Jakarta, Aktual.com-Dewan Kesenian Jakarta (DKJ) menyesalkan pembatalan Film Jakarta Unfair dan Jihad Selfie oleh Panitia Documentary Days Fakultas Ekonomi dan Bisnis Universitas Indonesia (FEB UI). Film tersebut dinilai lebih banyak mengandung unsur swa-sensor (self censorship) dari pihak Panitia dan Pengelola Harian Studio XXI Taman Ismail Marzuki (TIM).
Dalam keterangan tertulisnya, Senin (28/11), Ketua Dewan Kesenian Jakarta Irawan Karseno menyatakan, pembatalan pemutaran kedua film oleh Panitia sangat berbeda kasusnya dengan peristiwa pelarangan acara Festival Belok Kiri.
Pelarangan Festival Belok Kiri, Unit Pengelola Pusat Kesenian Jakarta Taman Ismail Marzuki (UP PKJ TIM) saat itu memberikan surat resmi pelarangan setelah mengalami tekanan yang nyata dan resmi dari pihak kepolisian.
“Pada saat itu, DKJ berada di sisi para seniman dan penyelenggara acara, menolak pelarangan tersebut,” tegas Irawan.
Dalam kasus pembatalan Film Jakarta Unfair dan Jihad Selfie, kata dia, apabila pihak Panitia berkoordinasi sejak awal dengan DKJ dan Komite Film DKJ maka pihaknya lebih mudah dan lebih langsung bisa melakukan pendampingan serta negosiasi.
Terutama menyangkut hal yang diperlukan. Misalnya karena terjadi tekanan dan pelarangan pemutaran film. DKJ dalam hal ini akan mendorong agar pemutaran tetap dilaksanakan dan tidak perlu ada pembatalan.
“DKJ punya preseden berhasil menyelenggarakan acara-acara yang memiliki risiko tinggi ditekan oleh aparat Negara, seperti acara pemutaran film Senyap,” kata Irawan.
Film Senyap Karya Joshua Oppenheimerl diputar pada 10 November 2014 dan dihadiri sekitar 2000 pemirsa dalam 3 kali pemutaran. Sebelum itu juga pernah menggelar diskusi buku ‘Kekerasan Budaya Pasca 1965: Bagaimana Orde Baru Melegitimasi Anti Komunisme Melalui Sastra dan Film’ karya (alm) Wijaya Herlambang pada 17 Januari 2014.
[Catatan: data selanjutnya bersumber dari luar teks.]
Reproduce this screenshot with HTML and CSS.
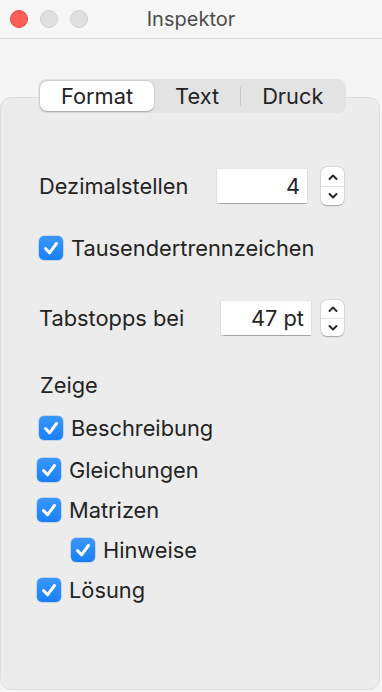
FILE: index.html
```html
<!DOCTYPE html>
<html lang="de">
<head>
<meta charset="utf-8">
<title>Inspektor</title>
<link rel="stylesheet" href="styles.css">
</head>
<body>
<div class="window">
  <div class="titlebar">
    <div class="lights">
      <span class="light red"></span>
      <span class="light gray"></span>
      <span class="light gray"></span>
    </div>
    <div class="title">Inspektor</div>
  </div>
  <div class="content">
    <div class="tabs">
      <div class="seg selected">Format</div>
      <div class="seg">Text</div>
      <div class="sep"></div>
      <div class="seg">Druck</div>
    </div>
    <div class="panel">
      <div class="row field-row r1">
        <span class="label l1">Dezimalstellen</span>
        <span class="field f1">4</span>
        <span class="stepper">
          <svg class="chev up" viewBox="0 0 12 8" width="12" height="8"><path d="M2.5 6 L6 2.5 L9.5 6" fill="none" stroke="#262626" stroke-width="1.9" stroke-linecap="round" stroke-linejoin="round"/></svg>
          <span class="stepline"></span>
          <svg class="chev down" viewBox="0 0 12 8" width="12" height="8"><path d="M2.5 2 L6 5.5 L9.5 2" fill="none" stroke="#262626" stroke-width="1.9" stroke-linecap="round" stroke-linejoin="round"/></svg>
        </span>
      </div>
      <div class="row check-row r2 x38">
        <span class="box"><svg viewBox="0 0 24 24" width="24" height="24"><path d="M6.5 12.5 L10.5 16.8 L17.5 7.5" fill="none" stroke="#fff" stroke-width="3" stroke-linecap="round" stroke-linejoin="round"/></svg></span>
        <span class="clabel">Tausendertrennzeichen</span>
      </div>
      <div class="row field-row r3">
        <span class="label l2">Tabstopps bei</span>
        <span class="field f2">47 pt</span>
        <span class="stepper s2">
          <svg class="chev up" viewBox="0 0 12 8" width="12" height="8"><path d="M2.5 6 L6 2.5 L9.5 6" fill="none" stroke="#262626" stroke-width="1.9" stroke-linecap="round" stroke-linejoin="round"/></svg>
          <span class="stepline"></span>
          <svg class="chev down" viewBox="0 0 12 8" width="12" height="8"><path d="M2.5 2 L6 5.5 L9.5 2" fill="none" stroke="#262626" stroke-width="1.9" stroke-linecap="round" stroke-linejoin="round"/></svg>
        </span>
      </div>
      <div class="row heading r4">Zeige</div>
      <div class="row check-row r5 x38">
        <span class="box"><svg viewBox="0 0 24 24" width="24" height="24"><path d="M6.5 12.5 L10.5 16.8 L17.5 7.5" fill="none" stroke="#fff" stroke-width="3" stroke-linecap="round" stroke-linejoin="round"/></svg></span>
        <span class="clabel">Beschreibung</span>
      </div>
      <div class="row check-row r6 x36">
        <span class="box"><svg viewBox="0 0 24 24" width="24" height="24"><path d="M6.5 12.5 L10.5 16.8 L17.5 7.5" fill="none" stroke="#fff" stroke-width="3" stroke-linecap="round" stroke-linejoin="round"/></svg></span>
        <span class="clabel">Gleichungen</span>
      </div>
      <div class="row check-row r7 x36">
        <span class="box"><svg viewBox="0 0 24 24" width="24" height="24"><path d="M6.5 12.5 L10.5 16.8 L17.5 7.5" fill="none" stroke="#fff" stroke-width="3" stroke-linecap="round" stroke-linejoin="round"/></svg></span>
        <span class="clabel">Matrizen</span>
      </div>
      <div class="row check-row r7 x70">
        <span class="box"><svg viewBox="0 0 24 24" width="24" height="24"><path d="M6.5 12.5 L10.5 16.8 L17.5 7.5" fill="none" stroke="#fff" stroke-width="3" stroke-linecap="round" stroke-linejoin="round"/></svg></span>
        <span class="clabel">Hinweise</span>
      </div>
      <div class="row check-row r7 x36">
        <span class="box"><svg viewBox="0 0 24 24" width="24" height="24"><path d="M6.5 12.5 L10.5 16.8 L17.5 7.5" fill="none" stroke="#fff" stroke-width="3" stroke-linecap="round" stroke-linejoin="round"/></svg></span>
        <span class="clabel">Lösung</span>
      </div>
    </div>
  </div>
</div>
</body>
</html>
```

FILE: styles.css
```css
* { box-sizing: border-box; }
html, body {
  margin: 0;
  padding: 0;
  width: 382px;
  height: 692px;
  background: #f5f5f5;
  font-family: Inter, "Open Sans", "Liberation Sans", sans-serif;
  color: #242424;
  overflow: hidden;
}
.window {
  width: 382px;
  height: 692px;
  display: flex;
  flex-direction: column;
  background: #f5f5f5;
}
.titlebar {
  height: 39px;
  flex: none;
  background: #f6f6f6;
  border-bottom: 1px solid #d9d9d9;
  display: flex;
  align-items: center;
  position: relative;
}
.lights {
  display: flex;
  gap: 12px;
  padding-left: 10px;
  position: absolute;
  left: 0;
  top: 10px;
}
.light {
  width: 18px;
  height: 18px;
  border-radius: 50%;
}
.light.red { background: #fe5f57; border: 1px solid #e2463f; }
.light.gray { background: #e0e0e0; border: 1px solid #d0d0d0; }
.title {
  flex: 1;
  text-align: center;
  font-size: 20px;
  color: #4c4c4c;
  padding-bottom: 1px;
}
.content {
  flex: 1;
  display: flex;
  flex-direction: column;
  padding: 40px 2px 2px 0;
}
.tabs {
  align-self: flex-start;
  margin-left: 38px;
  height: 34px;
  padding: 2px;
  background: #e3e3e3;
  border-radius: 8px;
  display: flex;
  align-items: center;
  position: relative;
  z-index: 2;
  margin-bottom: -16px;
}
.seg {
  height: 30px;
  display: flex;
  align-items: center;
  padding: 0 21px;
  font-size: 21.8px;
  color: #242424;
  border-radius: 7px;
}
.seg.selected {
  background: #ffffff;
  box-shadow: 0 0.5px 1.5px rgba(0,0,0,0.25), 0 0 0 0.5px rgba(0,0,0,0.08);
}
.sep {
  width: 1px;
  height: 19px;
  background: #c9c9c9;
}
.panel {
  flex: 1;
  background: #ececec;
  border: 1px solid #dedede;
  border-radius: 11px;
  padding-top: 16px;
  display: flex;
  flex-direction: column;
}
.row {
  display: flex;
  align-items: center;
  font-size: 21.8px;
}
.field-row { height: 40px; padding-left: 38px; }
.r1 { margin-top: 52px; }
.r2 { margin-top: 30px; }
.r3 { margin-top: 38px; }
.r4 { margin-top: 35px; height: 24px; padding-left: 39px; }
.r5 { margin-top: 19px; }
.r6 { margin-top: 18px; }
.r7 { margin-top: 16px; }
.label.l1 { width: 178px; }
.label.l2 { width: 182px; }
.field {
  height: 34px;
  width: 90px;
  background: #ffffff;
  padding-right: 7px;
  display: flex;
  align-items: center;
  justify-content: flex-end;
  box-shadow: 0 0.5px 1px rgba(0,0,0,0.28), 0 0 0 0.5px rgba(0,0,0,0.06);
}
.stepper {
  margin-left: 14px;
  width: 23px;
  height: 38px;
  border-radius: 6px;
  background: #ffffff;
  box-shadow: 0 0.5px 1.5px rgba(0,0,0,0.28), 0 0 0 0.5px rgba(0,0,0,0.08);
  display: flex;
  flex-direction: column;
  align-items: center;
  justify-content: center;
}
.stepper.s2 { margin-left: 10px; height: 36px; }
.chev { display: block; }
.stepline {
  width: 23px;
  height: 1px;
  background: #e2e2e2;
  margin: 5px 0;
}
.check-row { height: 24px; }
.x38 { padding-left: 38px; }
.x36 { padding-left: 36px; }
.x70 { padding-left: 70px; }
.box {
  width: 24px;
  height: 24px;
  border-radius: 5px;
  background: linear-gradient(#3a97fc, #1a7ff8);
  box-shadow: 0 0 0 0.5px rgba(0,90,220,0.35);
  display: flex;
  flex: none;
}
.clabel { margin-left: 8px; }
```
Diungkapkan Irawan, koordinasi semua pihak dan komitmen DKJ untuk menjadikan ruang publik di wilayah kerja DKJ sebagai ruang bagi kebebasan berekspresi telah berhasil mewujudkan acara-acara yang rawan tekanan Negara ataupun Ormas tertentu di Taman Ismail Marzuki.
“Maka, alangkah lebih baik jika para seniman atau penyelenggara acara kesenian yang akan menggunakan ruang publik di TIM untuk berkoordinasi dengan DKJ,” kata dia.
“Kebebasan di ruang publik bagi kesenian dan kebudayaan ini akan terwujud kokoh dan berkelanjutan karena kerjasama semua pihak pengampu kepentingan kesenian dan kebudayaan di Indonesia,” sambung Irawan.
DKJ, lanjut dia, terbuka bagi pemutaran film Jakarta Unfair dan Jihad Selfie ataupun film-film serupa yang memiliki nilai pemajuan seni, budaya dan demokratisasi Indonesia di lingkungan TIM dan ruang publik bagi kesenian di dalam naungan tanggungjawab kami.
Diakuinya pula, ada banyak perubahan administrasi sejak manajemen TIM beralih dari BP PKJ TIM menjadi UP PKJ TIM dengan melalui Peraturan Gubernur DKI Jakarta Nomor 109 Tahun 2014.
Pergub 109 mencakup Gedung Kesenian Jakarta, Gedung Wayang Orang Bharata serta gedung pertunjukan Miss Tjitjih. DKI sedang bekerjasama dengan UP PKI TIM untuk mensosialisasikan tata kelola ini kepada masyarakat luas agar kesalahpahaman seperti ini tidak terjadi lagi.